Auch das zweite Kernkraftwerk der DDR hat er konstruiert: das Werk in der Lubminer Heide bei Greifswald. Für jeden Meter Rohrleitung hat er die Pläne gezeichnet. Es hat lange gedauert. Die 80er-Jahre begannen, die Arbeit am Reißbrett blieb gleich. „Hiermit kündige ich mein Arbeitsrechtsverhältnis beim VEB Kraftwerksanlagenbau.“ Dieser schlichte Satz war sein Abschied. Wolfgang Nowak hat ihn mit Kugelschreiber auf einen karierten Zettel geschrieben und bei der Betriebsleitung eingereicht.

Es kam einiges zusammen. Die DDR hatte keine Devisen mehr, die Gasimporte aus der Sowjetunion wurden gestoppt. Sie mussten wieder auf die alten Rohstoffe zurückgreifen. Auf Öl und auf Braunkohle. Der neue Arbeitsplatz, den Wolfgang Nowak im Schichtpressstoffwerk Bernau bekam, hat mit dieser Umstellung zu tun. Er hat der Fabrik ein Heizkraftwerk gebaut.

Und damit ist wirklich ein gedanklicher Salto von einem Menschen verlangt worden: Einer, der dem Staat Kernkraftwerke plant, damit die Zukunft hell und sauber wird, so einer muss zurück zum alten Schmutz. Wolfgang Nowak ist zu seiner neuen Arbeitsstelle gelaufen, mit der Aktentasche in der Hand, und hat diese mentale Drehung vollzogen. „Für mich war das nicht so ein Problem“, sagt Nowak, „aus der Kernenergie wollte ich sowieso raus.“

Er hat die Umweltprobleme gesehen, die in der Atomkraft stecken, die Risiken.

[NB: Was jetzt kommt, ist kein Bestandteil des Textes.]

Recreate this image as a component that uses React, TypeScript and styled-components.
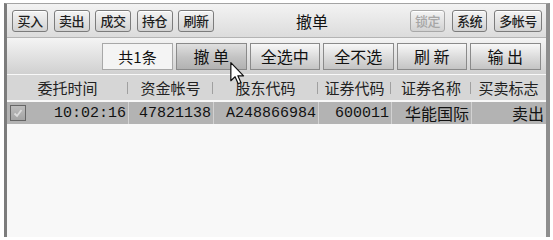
import React from 'react';
import styled, { createGlobalStyle } from 'styled-components';

const Global = createGlobalStyle`
  html, body { margin: 0; padding: 0; background: #ffffff; }
  body { font-family: "Noto Sans CJK SC", "Noto Sans", sans-serif; }
  #root { width: 553px; height: 240px; overflow: hidden; }
`;

const Page = styled.div`
  width: 553px;
  height: 240px;
  box-sizing: border-box;
  padding: 3px 0 0 4px;
  background: #ffffff;
`;

const Window = styled.div`
  position: relative;
  width: 546px;
  height: 234px;
  box-sizing: border-box;
  border-left: 3px solid #7c7c7c;
  border-right: 4px solid #8e8e8e;
  border-top: 1px solid #a4a4a4;
  display: flex;
  flex-direction: column;
  background: #f8f8f8;
  overflow: hidden;
`;

const TitleBar = styled.div`
  height: 33px;
  flex: none;
  display: flex;
  align-items: center;
  padding: 0 4px 0 5px;
  background: linear-gradient(to bottom, #f3f3f3, #dcdcdc);
  border-bottom: 1px solid #b4b4b4;
`;

const SmallGroup = styled.div<{ $gap: number }>`
  display: flex;
  align-items: center;
  gap: ${p => p.$gap}px;
`;

const SmallButton = styled.div<{ $w?: number; $disabled?: boolean }>`
  width: ${p => p.$w ?? 36}px;
  height: 22px;
  box-sizing: border-box;
  display: flex;
  align-items: center;
  justify-content: center;
  border: 1px solid ${p => (p.$disabled ? '#a8a8a8' : '#7c7c7c')};
  border-radius: 3px;
  background: linear-gradient(to bottom, #f4f4f4, #d2d2d2);
  box-shadow: inset 0 1px 0 #ffffff;
  font-size: 13px;
  font-weight: 500;
  line-height: 1;
  letter-spacing: -0.5px;
  color: ${p => (p.$disabled ? '#a6a6a6' : '#1e1e1e')};
`;

const Title = styled.div`
  flex: 1;
  text-align: center;
  font-size: 16px;
  color: #111111;
  line-height: 1;
`;

const ToolBar = styled.div`
  height: 36px;
  flex: none;
  display: flex;
  align-items: center;
  justify-content: flex-end;
  gap: 3px;
  padding-right: 5.5px;
  background: linear-gradient(to bottom, #f4f4f4, #d0d0d0);
`;

const CountBox = styled.div`
  width: 71px;
  height: 27px;
  box-sizing: border-box;
  display: flex;
  align-items: center;
  justify-content: center;
  border: 1px solid #a8a8a8;
  background: #f4f4f4;
  font-size: 15px;
  color: #111111;
`;

const ToolButton = styled.div<{ $hover?: boolean }>`
  width: 70.5px;
  height: 27px;
  box-sizing: border-box;
  display: flex;
  align-items: center;
  justify-content: center;
  border: 1px solid #8a8a8a;
  background: ${p =>
    p.$hover
      ? 'linear-gradient(to bottom, #e0e0e0, #c2c2c2 55%, #b2b2b2)'
      : 'linear-gradient(to bottom, #f8f8f8, #dadada 55%, #c4c4c4)'};
  font-size: 16px;
  color: #111111;
  white-space: pre;
  line-height: 1;
`;

const HeaderRow = styled.div`
  margin-top: 1px;
  height: 25px;
  flex: none;
  display: flex;
  background: #d6d6d6;
`;

const HeaderCell = styled.div<{ $w: number }>`
  position: relative;
  width: ${p => p.$w}px;
  flex: none;
  display: flex;
  align-items: center;
  justify-content: center;
  font-size: 15px;
  color: #222222;
  &:not(:last-child)::after {
    content: '';
    position: absolute;
    right: 0;
    top: 7px;
    width: 1px;
    height: 12px;
    background: #a0a0a0;
  }
`;

const DataRow = styled.div`
  margin-top: 2px;
  height: 22px;
  flex: none;
  display: flex;
  background: #b3b3b3;
`;

const DataCell = styled.div<{ $w: number; $mono?: boolean }>`
  width: ${p => p.$w}px;
  flex: none;
  box-sizing: border-box;
  display: flex;
  align-items: center;
  justify-content: flex-end;
  padding-right: 2px;
  border-left: 1px solid #d2d2d2;
  font-family: ${p =>
    p.$mono ? '"Liberation Mono", "DejaVu Sans Mono", monospace' : '"Noto Sans CJK SC", sans-serif'};
  font-size: ${p => (p.$mono ? 15 : 16)}px;
  color: #111111;
  &:first-child {
    border-left: none;
    justify-content: space-between;
    padding-left: 3px;
  }
`;

const CheckBox = styled.div`
  width: 16px;
  height: 16px;
  box-sizing: border-box;
  border: 1px solid #666666;
  background: linear-gradient(to bottom, #bcbcbc, #a4a4a4);
  display: flex;
  align-items: center;
  justify-content: center;
`;

const Cursor = styled.svg`
  position: absolute;
  left: 223px;
  top: 58px;
  width: 15px;
  height: 23px;
  overflow: visible;
`;

const widths = [121, 85, 105, 73, 80, 75];
const headers = ['委托时间', '资金帐号', '股东代码', '证券代码', '证券名称', '买卖标志'];

export default function App() {
  return (
    <>
      <Global />
      <Page>
        <Window>
          <TitleBar>
            <SmallGroup $gap={5.5}>
              <SmallButton>买入</SmallButton>
              <SmallButton>卖出</SmallButton>
              <SmallButton>成交</SmallButton>
              <SmallButton>持仓</SmallButton>
              <SmallButton>刷新</SmallButton>
            </SmallGroup>
            <Title>撤单</Title>
            <SmallGroup $gap={7}>
              <SmallButton $w={35} $disabled>锁定</SmallButton>
              <SmallButton $w={35}>系统</SmallButton>
              <SmallButton $w={48}>多帐号</SmallButton>
            </SmallGroup>
          </TitleBar>
          <ToolBar>
            <CountBox>共1条</CountBox>
            <ToolButton $hover>{'撤 单'}</ToolButton>
            <ToolButton>全选中</ToolButton>
            <ToolButton>全不选</ToolButton>
            <ToolButton>{'刷 新'}</ToolButton>
            <ToolButton>{'输 出'}</ToolButton>
          </ToolBar>
          <HeaderRow>
            {headers.map((h, i) => (
              <HeaderCell key={h} $w={widths[i]}>
                {h}
              </HeaderCell>
            ))}
          </HeaderRow>
          <DataRow>
            <DataCell $w={widths[0]} $mono>
              <CheckBox>
                <svg width="12" height="12" viewBox="0 0 12 12">
                  <polyline
                    points="2.5,6.5 5,9 9.5,3"
                    fill="none"
                    stroke="#dcdcdc"
                    strokeWidth="1.8"
                  />
                </svg>
              </CheckBox>
              10:02:16
            </DataCell>
            <DataCell $w={widths[1]} $mono>47821138</DataCell>
            <DataCell $w={widths[2]} $mono>A248866984</DataCell>
            <DataCell $w={widths[3]} $mono>600011</DataCell>
            <DataCell $w={widths[4]}>华能国际</DataCell>
            <DataCell $w={widths[5]}>卖出</DataCell>
          </DataRow>
          <Cursor viewBox="0 0 12 19">
            <path
              d="M0.5 0.5 L0.5 15.5 L4 12.2 L6.6 18 L8.8 17 L6.3 11.4 L11 11.4 Z"
              fill="#ffffff"
              stroke="#111111"
              strokeWidth="1"
              strokeLinejoin="round"
            />
          </Cursor>
        </Window>
      </Page>
    </>
  );
}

Schon bevor der Reaktorunfall in Tschernobyl passiert ist. Es wird auch die eigene Angst gewesen sein. Wolfgang Nowak war immer ganz dicht am Reaktor, er ist in die Verschalung gekrochen und hat die Rohrleitungen kontrolliert. Die Sicherheitsstandards entsprachen nicht denen im Westen, das wissen sie jetzt. Einmal im Monat wurde die Belegschaft in Rheinsberg vom Betriebsarzt untersucht. Die Befunde wurden zum Institut für Strahlenschutz geschickt. Die Ergebnisse hat keiner von ihnen erfahren.

„Ja, selbstverständlich hatten wir Angst“, ruft Nowak. Er ruckelt auf der Couch herum. Er ist sich nicht sicher, ob er jetzt zu viel gesagt hat. Er sagt noch mehr. Er wisse von ehemaligen Kolleginnen von seiner Frau. „Die waren im selben Alter und die sind schon tot.“ Seine Frau ist 58 jetzt. Er sagt: „Es soll Fälle gegeben haben.“ Mehr sagt er nicht. Er ist jetzt raus der Sache. Schon lange.

Nach der Wende hat er für ein Ingenieurbüro aus Bielefeld gearbeitet. Jetzt ist er in Rente. Alle drei Monate am Mittwoch treffen sie sich in einer Gaststätte, die Kollegen vom Kernkraftwerk. Sie reden über die alten Zeiten, über die Frauen, die Hechte, die Klarinette. Einmal im Jahr machen sie ihren Besuch. Sie fahren zum Werk, laufen durch die kalten Hallen, an den gelben Containern vorbei.

Beim letzten Mal sind Nowak und die anderen nach der Führung noch geblieben. Eine Schriftstellerin aus Berlin hatte sie zu einer Lesung eingeladen. Sie hat ein Buch geschrieben über das Atomkraftwerk. Nicht immer kommt das Werk gut dabei weg. So passiert es, dass sie an einem trüben Nachmittag in einem Raum an der Werkspforte sitzen und der Schriftstellerin zuhören. Einige alte Kraftwerker stehen hinterher auf und schimpfen. Sie wollen ihre Geschichte retten. Wolfgang Nowak bleibt sitzen. „Naja, ist ganz gut geschrieben“, brummt er. Er hat den Abstand ja jetzt. Sie werden alle älter, nichts bleibt.

Nach der Wende wurde die Demontage des Werks beschlossen. Die Zeit der ostdeutschen Atomkraft ist abgelaufen. Auf dem Gelände soll nach 2009 ein Naturschutzgebiet entstehen. Der Chef der alten Brigade ist an Demenz erkrankt. Der Sohn von Wolfgang Nowak arbeitet jetzt als Installateur. „Er ist in der Rohrleitungsbranche geblieben“, sagt Nowak. Er hebt die Schultern, lässt sie fallen. Vielleicht ist das eine Kontinuität, die reicht.